In my reading, however, Throntveit’s primary interest is not to show how pragmatism caused Wilson’s internationalism per se, but rather to recalibrate our image of Wilson and Wilsonian internationalism away from vague “ideals” to a more intellectually grounded, deliberative approach to foreign relations. Shining a light on the development of American pragmatism and its place in Wilson’s intellectual development, then, is helpful because it clarifies his intellectual frameworks, and our thoughts of him in the process. To persuade readers away from long-held inaccuracies, Throntveit helpfully (and I think rightly) draws attention to the way realism (as a paradigm of international politics emerging in a particular historical context) clouds scholars’ ability to think historically about Wilson.

This method of clarifying the historical process and cultural contexts that produces specific ways of thinking, however, is not applied consistently across other formative ideological influences on Wilson. Most notably, Throntveit does not use the same level of historicism to our understanding of Wilson’s racism. Instead, he disambiguates Wilson’s “racism” from his “prejudice” and “white supremacy,” asserting a.) Wilson was a racist, b.) he held prejudice against African Americans, yet c.) he was not a white supremacist. [1] On these points, I am not convinced even as I appreciate the effort to make careful categorical distinctions. [2] Throntveit asserts, for example, “Wilson’s racial views were far from ‘white supremacist’” because “he was not that interested [in race]” but rather “economic backwardness”; and, because he did not sympathize with the Ku Klux Klan (even though, Throntveit grants, he could and did empathize with them). (p. 91) Little consideration is given the possibility that the language of “economic backwardness” could reflect as it also obscures white supremacy.

The differences between Throntveit’s understanding of Wilson’s racism and mine highlight what I see as the consistent frustration foreign relations historians and international relations scholars have with scholars focusing on the role of ideas: we connect the same dots of historical evidence yet produce different images. In contrast, I consider these analytical differences to be a source of intellectual history’s significance: the lack of direct cause and effect or monocausality and the vibrancy of peer review is a feature, not a bug. Throntveit and I agree Wilson was prejudiced against people of color and he was racist. It’s not a secret that Wilson imparted his prejudice and racism to his students and his daughters; he did not consider African Americans to be equal to Anglo-Americans in their intellectual capacities or role in society. Although he was less “determined” than others, he deliberately acted in ways that would maintain white superiority and black inferiority in law, education, social norms, and public life (I would include the times when he refused to act or delayed action alongside his policy decisions as significant examples). This, to my mind, gives a preponderance of evidence for “white supremacy.” I do not consider sympathy for the Ku Klux Klan a prerequisite or necessary qualification for Wilson’s white supremacy (or anyone else’s). Arguing so, does not place Wilson under a “pejorative umbrella” as Throntveit describes, because “white supremacy” need not be understood as a moral judgment on a person so much as an analytical category, an operating ideology, or a social system observed and sustained through evidence (especially when used by fellow credentialed historians). (p. 340n19) Even so, I think Throntveit and I arrive at a shared historiographical point even as we disagree about the logic and descriptors that get us there: there are distinctions to be made among white southern racists in particular and within U.S.-American racism more generally.

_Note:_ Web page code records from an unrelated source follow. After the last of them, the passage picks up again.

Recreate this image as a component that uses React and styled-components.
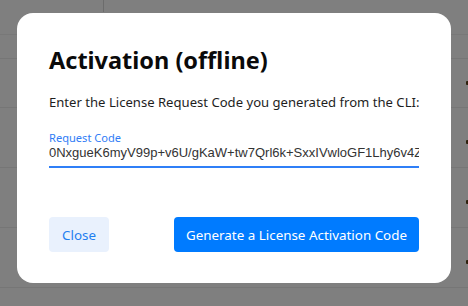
import React from "react";
import styled, { createGlobalStyle } from "styled-components";

const Global = createGlobalStyle`
  html, body { margin: 0; padding: 0; }
  body { width: 468px; height: 306px; overflow: hidden; font-family: "Noto Sans", "Open Sans", sans-serif; }
  * { box-sizing: border-box; }
`;

const Page = styled.div`
  position: relative;
  width: 468px;
  height: 306px;
  background: #ffffff;
  overflow: hidden;
`;

const TopBar = styled.div`
  height: 35px;
  background: #fefeff;
  border-bottom: 1px solid #f0f0f0;
  display: flex;
  align-items: flex-start;
  padding-left: 103px;
`;

const TopDivider = styled.div`
  width: 1px;
  height: 12px;
  background: #d8d8d8;
`;

const TableRow = styled.div`
  height: ${(p) => p.$h}px;
  border-bottom: 1px solid #ececec;
  display: flex;
  align-items: center;
  justify-content: flex-end;
`;

const RowMark = styled.span`
  width: 2px;
  height: 4px;
  margin-top: ${(p) => p.$dy || 0}px;
  background: #5a4018;
  border-radius: 1px 0 0 1px;
`;

const Overlay = styled.div`
  position: absolute;
  inset: 0;
  background: rgba(0, 0, 0, 0.5);
  display: flex;
  justify-content: center;
  align-items: flex-start;
  padding-top: 13px;
`;

const Dialog = styled.div`
  width: 434px;
  background: #ffffff;
  border-radius: 16px;
  padding: 32px 32px 31px;
  display: flex;
  flex-direction: column;
`;

const Title = styled.h2`
  margin: 0;
  font-size: 23.5px;
  line-height: 30px;
  font-weight: 700;
  color: #0a0a0a;
`;

const Description = styled.p`
  margin: 17px 0 0;
  font-size: 13.1px;
  line-height: 20px;
  color: #1e1e1e;
  white-space: nowrap;
`;

const Field = styled.label`
  margin-top: 18px;
  display: flex;
  flex-direction: column;
`;

const FieldLabel = styled.span`
  font-size: 11.1px;
  line-height: 15px;
  color: #2f7cf6;
`;

const CodeInput = styled.input`
  border: none;
  border-bottom: 2px solid #2f7ff7;
  outline: none;
  padding: 0 0 7px;
  margin: 0;
  font-family: "Liberation Sans", Arial, sans-serif;
  font-size: 13px;
  line-height: 14px;
  height: 23px;
  color: #333333;
  background: transparent;
  width: 100%;
`;

const Footer = styled.div`
  margin-top: 49px;
  display: flex;
  justify-content: space-between;
  align-items: center;
`;

const Button = styled.button`
  height: 35px;
  padding: 0 ${(p) => (p.$primary ? 12 : 13)}px;
  border: none;
  border-radius: 4px;
  font-family: "Noto Sans", "Open Sans", sans-serif;
  font-size: 13.4px;
  cursor: pointer;
  background: ${(p) => (p.$primary ? "#007bff" : "#e9f1fd")};
  color: ${(p) => (p.$primary ? "#ffffff" : "#1f7ff0")};
`;

export default function App() {
  const code =
    "0NxgueK6myV99p+v6U/gKaW+tw7Qrl6k+SxxIVwloGF1Lhy6v4ZIlkq9Tz3wRm8";
  return (
    <>
      <Global />
      <Page>
        <TopBar>
          <TopDivider />
        </TopBar>
        <TableRow $h={24} />
        <TableRow $h={49}>
          <RowMark $dy={0} />
        </TableRow>
        <TableRow $h={60}>
          <RowMark $dy={8} />
        </TableRow>
        <TableRow $h={60}>
          <RowMark $dy={8} />
        </TableRow>
        <TableRow $h={60}>
          <RowMark $dy={8} />
        </TableRow>
        <Overlay>
          <Dialog>
            <Title>Activation (offline)</Title>
            <Description>
              Enter the License Request Code you generated from the CLI:
            </Description>
            <Field>
              <FieldLabel>Request Code</FieldLabel>
              <CodeInput readOnly value={code} />
            </Field>
            <Footer>
              <Button>Close</Button>
              <Button $primary>Generate a License Activation Code</Button>
            </Footer>
          </Dialog>
        </Overlay>
      </Page>
    </>
  );
}
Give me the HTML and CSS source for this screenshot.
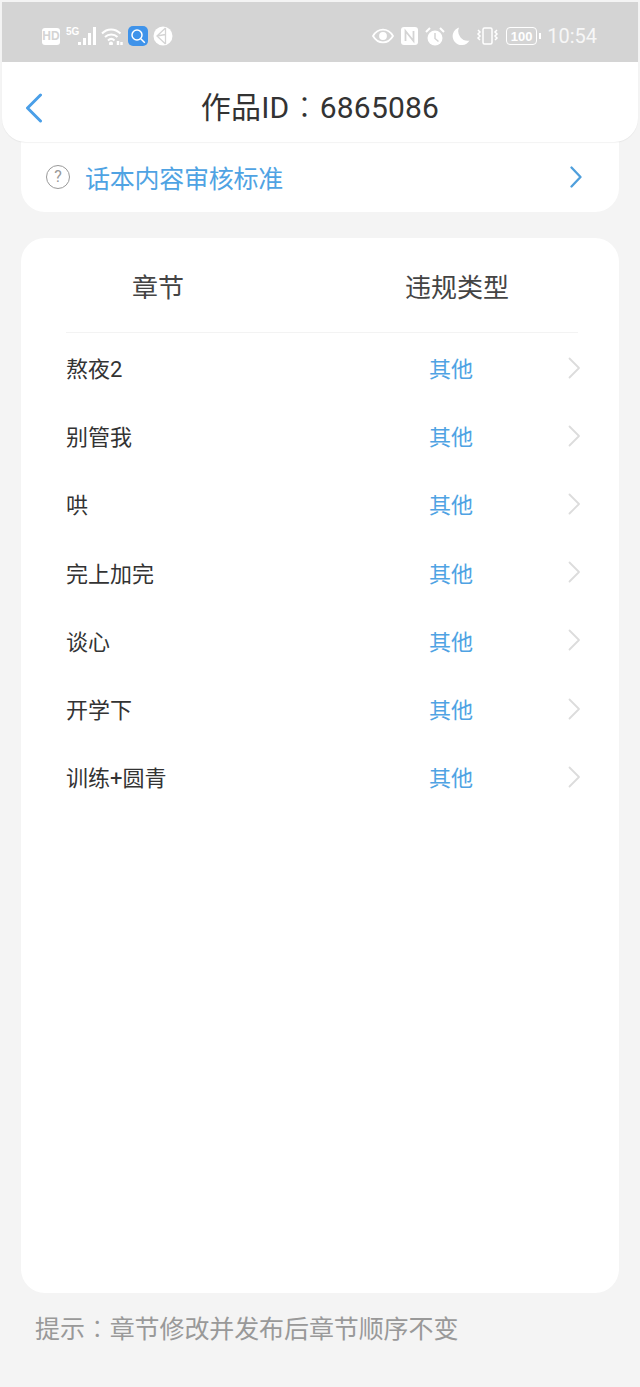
FILE: index.html
```html
<!DOCTYPE html>
<html lang="zh-CN">
<head>
    <meta charset="UTF-8">
    <meta name="viewport" content="width=device-width, initial-scale=1.0"/>
    <title>作品ID：6865086</title>
    <link rel="stylesheet" href="styles.css">
</head>
<body>
    <header class="top">
        <div class="status">
            <div class="status-group">
                <span class="hd">HD</span>
                <span class="net">5G</span>
                <svg class="signal" width="20" height="18" viewBox="0 0 20 18"><path d="M1 15h3v3H1zM6 11h3v7H6zM11 6h3v12h-3zM16 0h3v18h-3z" fill="#fff"/></svg>
                <svg class="wifi" width="22" height="18" viewBox="0 0 22 18" fill="none" stroke="#fff" stroke-width="2"><path d="M1 6.500C6 1 14 1 19.500 6.500"/><path d="M4 10c3.500-3.500 9-3.500 12.500 0"/><path d="M7 13.500c2-2 4.500-2 6.500 0"/><circle cx="10" cy="16.500" r="1" fill="#fff"/><path d="M17 14v4M20.500 15v3" stroke-width="2.500"/></svg>
                <span class="app-search">
                    <svg width="16" height="16" viewBox="0 0 16 16" fill="none" stroke="#fff" stroke-width="1.500"><circle cx="7" cy="7" r="5"/><path d="M10.800 10.800l4 4"/></svg>
                </span>
                <svg class="app-round" width="20" height="20" viewBox="0 0 20 20"><circle cx="10" cy="10" r="9.500" fill="#fff"/><path d="M12.500 2L4 10l8.500 8M12.500 2v16M4 10l8.500-1.500" fill="none" stroke="#d4d4d4" stroke-width="1.300"/></svg>
            </div>
            <div class="status-group">
                <svg width="22" height="16" viewBox="0 0 22 16" fill="none" stroke="#fff" stroke-width="1.800"><path d="M1 8c5-8.500 15-8.500 20 0-5 8.500-15 8.500-20 0z"/><circle cx="11" cy="8" r="3" fill="#fff"/></svg>
                <svg class="gap-n" width="17" height="18" viewBox="0 0 17 18"><rect width="17" height="18" rx="3" fill="#fff"/><path d="M4.500 14V4l8 10V4" fill="none" stroke="#d4d4d4" stroke-width="1.800"/></svg>
                <svg class="gap-n" width="20" height="19" viewBox="0 0 20 19"><circle cx="10" cy="11" r="7.500" fill="#fff"/><path d="M10 6v5.500l3.500 3" fill="none" stroke="#d4d4d4" stroke-width="1.500"/><path d="M1 5l4-4M19 5l-4-4" stroke="#fff" stroke-width="2"/></svg>
                <svg class="gap-s" width="19" height="19" viewBox="0 0 19 19"><path d="M8 0.500a9 9 0 1 0 10.500 13A9.500 9.500 0 0 1 8 0.500z" fill="#fff"/></svg>
                <svg class="gap-s" width="23" height="18" viewBox="0 0 23 18" fill="none" stroke="#fff" stroke-width="1.500"><rect x="7" y="1" width="9" height="16" rx="1.500"/><path d="M2 3l2 2-2 2 2 2-2 2 2 2M21 3l-2 2 2 2-2 2 2 2-2 2"/></svg>
                <span class="battery"><span class="battery-level">100</span></span>
                <span class="time">10:54</span>
            </div>
        </div>
        <div class="titlebar">
            <svg class="back" width="18" height="30" viewBox="0 0 18 30" fill="none" stroke="#4a9fe8" stroke-width="3" stroke-linecap="round" stroke-linejoin="round"><path d="M15.500 2L2.500 15l13 13"/></svg>
            <h1>作品ID<span class="colon" lang="zh-TW">：</span>6865086</h1>
        </div>
    </header>

    <div class="card notice">
        <span class="help">?</span>
        <span class="notice-text">话本内容审核标准</span>
        <svg width="12" height="22" viewBox="0 0 12 22" fill="none" stroke="#4f9fdc" stroke-width="2.300" stroke-linecap="round" stroke-linejoin="round"><path d="M1.500 1.500L10.500 11l-9 9.500"/></svg>
    </div>

    <div class="card list">
        <div class="list-head">
            <span>章节</span>
            <span>违规类型</span>
        </div>
        <div class="row"><span class="row-name">熬夜2</span><span class="row-type">其他</span><svg class="row-arrow" width="13" height="22" viewBox="0 0 13 22" fill="none" stroke="#dcdcdc" stroke-width="1.800" stroke-linecap="round" stroke-linejoin="round"><path d="M1.500 1.500L11 11l-9.500 9.500"/></svg></div>
        <div class="row"><span class="row-name">别管我</span><span class="row-type">其他</span><svg class="row-arrow" width="13" height="22" viewBox="0 0 13 22" fill="none" stroke="#dcdcdc" stroke-width="1.800" stroke-linecap="round" stroke-linejoin="round"><path d="M1.500 1.500L11 11l-9.500 9.500"/></svg></div>
        <div class="row"><span class="row-name">哄</span><span class="row-type">其他</span><svg class="row-arrow" width="13" height="22" viewBox="0 0 13 22" fill="none" stroke="#dcdcdc" stroke-width="1.800" stroke-linecap="round" stroke-linejoin="round"><path d="M1.500 1.500L11 11l-9.500 9.500"/></svg></div>
        <div class="row"><span class="row-name">完上加完</span><span class="row-type">其他</span><svg class="row-arrow" width="13" height="22" viewBox="0 0 13 22" fill="none" stroke="#dcdcdc" stroke-width="1.800" stroke-linecap="round" stroke-linejoin="round"><path d="M1.500 1.500L11 11l-9.500 9.500"/></svg></div>
        <div class="row"><span class="row-name">谈心</span><span class="row-type">其他</span><svg class="row-arrow" width="13" height="22" viewBox="0 0 13 22" fill="none" stroke="#dcdcdc" stroke-width="1.800" stroke-linecap="round" stroke-linejoin="round"><path d="M1.500 1.500L11 11l-9.500 9.500"/></svg></div>
        <div class="row"><span class="row-name">开学下</span><span class="row-type">其他</span><svg class="row-arrow" width="13" height="22" viewBox="0 0 13 22" fill="none" stroke="#dcdcdc" stroke-width="1.800" stroke-linecap="round" stroke-linejoin="round"><path d="M1.500 1.500L11 11l-9.500 9.500"/></svg></div>
        <div class="row"><span class="row-name">训练+圆青</span><span class="row-type">其他</span><svg class="row-arrow" width="13" height="22" viewBox="0 0 13 22" fill="none" stroke="#dcdcdc" stroke-width="1.800" stroke-linecap="round" stroke-linejoin="round"><path d="M1.500 1.500L11 11l-9.500 9.500"/></svg></div>
    </div>

    <p class="hint">提示<span class="colon" lang="zh-TW">：</span>章节修改并发布后章节顺序不变</p>
</body>
</html>
```

FILE: styles.css
```css
html, body { margin: 0; padding: 0; }
body { width: 640px; height: 1387px; overflow: hidden; padding-top: 2px; box-sizing: border-box; background: #f4f4f4; font-family: 'Roboto', 'Noto Sans CJK SC', sans-serif; color: #333; }

.colon { font-family: 'Noto Sans CJK TC', sans-serif; font-weight: 300; }

.top { margin: 0 2px; height: 140px; background: #fff; border-radius: 0 0 24px 24px; box-shadow: 0 1px 1px rgba(0,0,0,0.05); overflow: hidden; position: relative; z-index: 1; }
.status { height: 60px; padding: 8px 41px 0 40px; background: #d4d4d4; display: flex; justify-content: space-between; align-items: center; box-sizing: border-box; }
.status-group { display: flex; align-items: center; }
.hd { width: 18px; height: 17px; border-radius: 3px; background: #fff; color: #d4d4d4; font: bold 12px/17px 'Liberation Sans', sans-serif; text-align: center; }
.net { width: 11px; margin-left: 6px; margin-bottom: 8px; color: #fff; font: bold 10px/10px 'Liberation Sans', sans-serif; }
.wifi { margin-left: 4px; }
.app-search { width: 20px; height: 20px; margin-left: 5px; border-radius: 5px; background: #3f93ea; display: flex; align-items: center; justify-content: center; }
.app-round { margin-left: 5px; }
.gap-n { margin-left: 7px; }
.gap-s { margin-left: 6px; }
.battery { width: 31px; height: 18px; margin-left: 7px; border: 1.5px solid #fff; border-radius: 4px; box-sizing: border-box; display: flex; align-items: center; justify-content: center; position: relative; }
.battery::after { content: ''; position: absolute; right: -5px; top: 4.500px; width: 2px; height: 6px; background: #fff; }
.battery-level { color: #fff; font: bold 13px/13px 'Liberation Sans', sans-serif; }
.time { margin-left: 10px; color: #f7f7f7; font: 400 20px/24px 'Roboto', sans-serif; }

.titlebar { height: 80px; padding-top: 8px; display: flex; align-items: center; justify-content: center; position: relative; box-sizing: border-box; }
.titlebar h1 { margin: 0; font-size: 30px; font-weight: 400; line-height: 40px; letter-spacing: 0.2px; }
.back { position: absolute; left: 23px; top: 31px; }

.card { margin: 0 21px; background: #fff; }
.notice { height: 70px; padding: 0 37px 0 25px; border-radius: 0 0 24px 24px; display: flex; align-items: center; box-sizing: border-box; }
.help { width: 24px; height: 24px; border: 1px solid #999; border-radius: 50%; box-sizing: border-box; color: #999; font-size: 16px; line-height: 22px; text-align: center; }
.notice-text { flex: 1; margin-left: 15px; color: #4fa3e3; font-family: 'Noto Sans CJK SC', sans-serif; font-size: 25px; line-height: 34px; letter-spacing: -0.25px; }

.list { height: 1055px; margin-top: 26px; padding: 0 38px 0 45px; border-radius: 24px; box-sizing: border-box; }
.list-head { height: 95px; margin-right: 3px; padding-left: 66px; display: flex; align-items: center; gap: 221px; box-sizing: border-box; border-bottom: 1px solid #f3f3f3; font-size: 26px; color: #444; }
.row { height: 68.2px; display: flex; align-items: center; }
.row-name { flex: 1; font-size: 22px; color: #333; }
.row-type { margin-right: 95px; color: #4fa3e3; font-size: 22px; }
.row-arrow { margin-top: 1px; }

.hint { margin: 17px 0 0 35px; color: #999; font-size: 25px; line-height: 34px; letter-spacing: -0.1px; }
```
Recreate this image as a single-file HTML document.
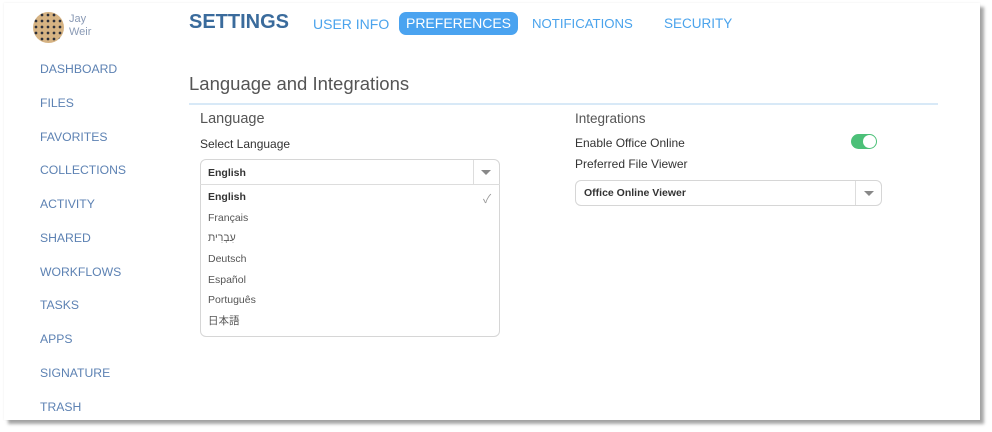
<!DOCTYPE html>
<html><head><meta charset="utf-8"><style>
*{margin:0;padding:0;box-sizing:border-box}
body{width:992px;height:432px;background:#fff;position:relative;overflow:hidden;font-family:"Liberation Sans","Noto Sans CJK JP",sans-serif}
.card{position:absolute;left:4px;top:3px;width:976px;height:417px;background:#fff;box-shadow:4px 4px 3px rgba(0,0,0,.35),0 0 2px rgba(0,0,0,.08)}
.a{position:absolute;white-space:nowrap}
.nav{left:40px;font-size:12.2px;color:#5d82b3}
.tab{font-size:14px;color:#4aa3ec;top:16px}
.item{left:208px;font-size:10.5px;color:#555}
</style></head><body>
<div class="card"></div>
<div class="a" style="left:33px;top:12px;width:31px;height:31px;border-radius:50%;background:radial-gradient(circle,#2c2f3a 30%,#d6b383 32%);background-size:6px 6px;background-color:#c9a676"></div>
<div class="a" style="left:69px;top:13px;font-size:11px;color:#8a9ab5;line-height:13px">Jay<br>Weir</div>
<div class="a nav" style="top:62px">DASHBOARD</div>
<div class="a nav" style="top:96px">FILES</div>
<div class="a nav" style="top:130px">FAVORITES</div>
<div class="a nav" style="top:163px">COLLECTIONS</div>
<div class="a nav" style="top:197px">ACTIVITY</div>
<div class="a nav" style="top:231px">SHARED</div>
<div class="a nav" style="top:265px">WORKFLOWS</div>
<div class="a nav" style="top:298px">TASKS</div>
<div class="a nav" style="top:332px">APPS</div>
<div class="a nav" style="top:366px">SIGNATURE</div>
<div class="a nav" style="top:400px">TRASH</div>
<div class="a" style="left:189px;top:11px;font-size:20px;font-weight:bold;color:#3a6b9c">SETTINGS</div>
<div class="a tab" style="left:313px">USER INFO</div>
<div class="a" style="left:399px;top:12px;width:119px;height:23px;border-radius:7px;background:#4aa3f0;color:#fff;font-size:14px;text-align:center;line-height:23px">PREFERENCES</div>
<div class="a tab" style="left:532px;font-size:13.2px;top:16px">NOTIFICATIONS</div>
<div class="a tab" style="left:664px;font-size:13.5px">SECURITY</div>
<div class="a" style="left:189px;top:73px;font-size:18.5px;color:#555">Language and Integrations</div>
<div class="a" style="left:189px;top:103px;width:749px;height:2px;background:#d8e9f7"></div>
<div class="a" style="left:200px;top:111px;font-size:14.5px;color:#555">Language</div>
<div class="a" style="left:200px;top:137px;font-size:12px;color:#333">Select Language</div>
<div class="a" style="left:200px;top:159px;width:300px;height:178px;border:1px solid #d6d6d6;border-radius:6px"></div>
<div class="a" style="left:200px;top:184px;width:300px;height:1px;background:#ddd"></div>
<div class="a" style="left:473px;top:160px;width:1px;height:24px;background:#ddd"></div>
<div class="a" style="left:481px;top:170px;width:0;height:0;border-left:5px solid transparent;border-right:5px solid transparent;border-top:5px solid #888"></div>
<div class="a item" style="top:167px;font-weight:bold;color:#333">English</div>
<div class="a item" style="top:191px;font-weight:bold;color:#333">English</div>
<div class="a" style="left:483px;top:190px;font-size:12px;color:#999">✓</div>
<div class="a item" style="top:212px">Français</div>
<div class="a item" style="top:232px">עִבְרִית</div>
<div class="a item" style="top:253px">Deutsch</div>
<div class="a item" style="top:274px">Español</div>
<div class="a item" style="top:294px">Português</div>
<div class="a item" style="top:313px">日本語</div>
<div class="a" style="left:575px;top:111px;font-size:13.5px;color:#555">Integrations</div>
<div class="a" style="left:575px;top:136px;font-size:12px;color:#333">Enable Office Online</div>
<div class="a" style="left:851px;top:134px;width:26px;height:15px;border-radius:8px;background:#4cc078"></div>
<div class="a" style="left:863px;top:135px;width:13px;height:13px;border-radius:50%;background:#fff"></div>
<div class="a" style="left:575px;top:157px;font-size:12px;color:#333">Preferred File Viewer</div>
<div class="a" style="left:575px;top:180px;width:307px;height:26px;border:1px solid #d6d6d6;border-radius:6px"></div>
<div class="a" style="left:855px;top:181px;width:1px;height:24px;background:#ddd"></div>
<div class="a" style="left:864px;top:191px;width:0;height:0;border-left:5px solid transparent;border-right:5px solid transparent;border-top:5px solid #888"></div>
<div class="a" style="left:584px;top:187px;font-size:10.5px;font-weight:bold;color:#333">Office Online Viewer</div>
</body></html>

I raise this point because, for me, it casts a long shadow on the book’s assertions about Wilson’s connections to pragmatism and Wilson’s internationalism as specifically a pragmatist ideal. Framing Wilson’s racist domestic and foreign policies as “moral breakdowns” representing his “worst flaws rather than his best ideals,” allows these collective actions of prejudice and racism to be episodic rather than systematic; circumstantial moments rather than deliberate patterns; irrational accidents rather than rational intentions; and, deviations from rather than standards of Wilson’s intellectual (rather than moral) norm. (p. 87) This makes me wonder how Wilson, as a pragmatist, can be so systematic, deliberative, and contemplative about every other thing he thinks about, but not this? If other pragmatists were able to consider race relations in a systematic way, why couldn’t Wilson? And why did Wilson so consistently do racist things across his life and career if racism was a “flaw” rather than an ideal or norm to uphold? I suspect (perhaps predictably) it is because there were more fixed systems in Wilson’s intellectual life than Power Without Victory allows, namely white supremacy, white patriarchy, and white American Protestantism. I still see these ideological frames and their corresponding social, political, and cultural scaffolding holding the life of Wilson’s mind in place, even as he experiments with the details and contours within. Throntveit convinces me pragmatism is another element shaping Wilson and his approach to internationalism, but counter to the assertions in Power Without Victory I’m left thinking pragmatism ends up reinforcing the racism of Wilson’s deliberative democratic process by providing the respectability of intellectualism.

Notes

[1] Readers are referred to 4 sections: the first is in the introduction where Wilson’s pragmatist internationalism is introduced; the second, is to a discussion of Croly’s pragmatist internationalism; the third, to Lippman’s; and the fourth is in the conclusion as the summation of Wilson’s pragmatist internationalism.

[2] I see parallels in these delineations of “racist,” “racism,” “prejudice,” and “white supremacy” with current public debates about delineating “sexual assault,” “rape,” “harassment,” and a “bad date” in so far as we can agree that distinctions matter while also disagreeing on how and why particular legal and cultural distinctions are made.